A business writer once published an article that an exit plan can also be referred to as a succession plan. Sorry, folks, but that’s just not true. They’re very different strategies intended to accomplish very different objectives, and the actions that a business owner will take to implement a succession plan will be very different from those intended primarily to achieve an exit at the highest possible price.
Let me explain.
First, a more accurate definition of the terms:
A succession plan is one in which the owner wants to turn over the running of the company to either family members or members of the internal management team. It can involve complete or only partial change in ownership. Typically the involvement of the owner doesn’t suddenly stop cold.
An exit plan, by contrast, is just that – a planned exit from all responsibilities of running the company AND a divestiture of the owner’s ownership interest as well. While it’s true that some exits involve the owner remaining partially involved for some period of time, this is almost always designed to maximize the purchase price or ensure that any contingent elements of the purchase price are resolved to mutual satisfaction.
It’s true that both plans will have some elements in common. But there are important differences. For example, remember that a succession involves passing the company to people who already have knowledge of the company, often in-depth knowledge, while an exit involves a sale to (probably) strangers. So, let’s briefly clarify some of the major differences.
Some of the unique elements of a succession plan:
- Where children are the preferred choices, an assessment of their willingness and ability to step in, with or without parental involvement
- Where the management team will be the successors, an assessment of the their preparedness for taking on that role
- A plan for providing training/coaching to fill important gaps in knowledge or experience
- Decisions about any equity consideration that might accompany the transfer of responsibility
Some of the unique elements of an exit plan, by contrast:
- Definition of discrete actions that should be taken to increase the enterprise value of the company, and then the “sub-plan” to implement as many of them as possible
- A dry run due diligence review to help prepare for the real one when the first prospective buyer’s Letter of Intent (LOI) shows up, along with their CPAs and lawyers.

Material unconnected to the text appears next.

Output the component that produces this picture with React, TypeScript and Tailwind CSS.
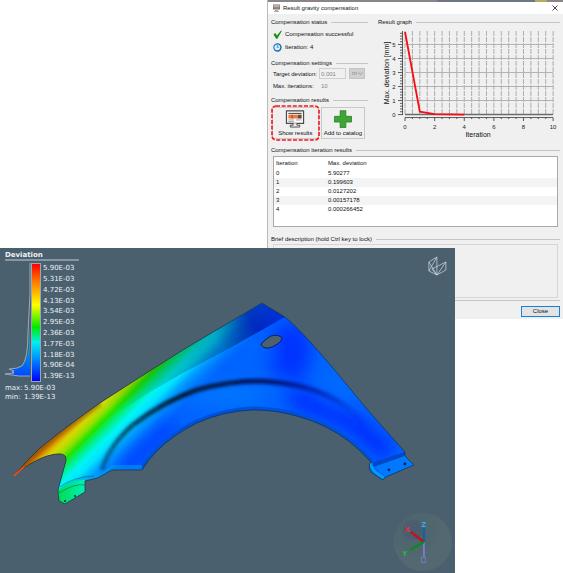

- Engagement of an M&A attorney and an investment banker to support the process, handle the legal issues and create an environment that will earn the best selling price.
Admittedly this is a short and incomplete list of differences, but I hope you get the point. While a decision to move forward with a succession will involve much less complex planning than a sale and exit, neither is a walk in the park. Recognize which direction you want to go, pull together your team to lay out the plan, and don’t confuse succession with outright exit.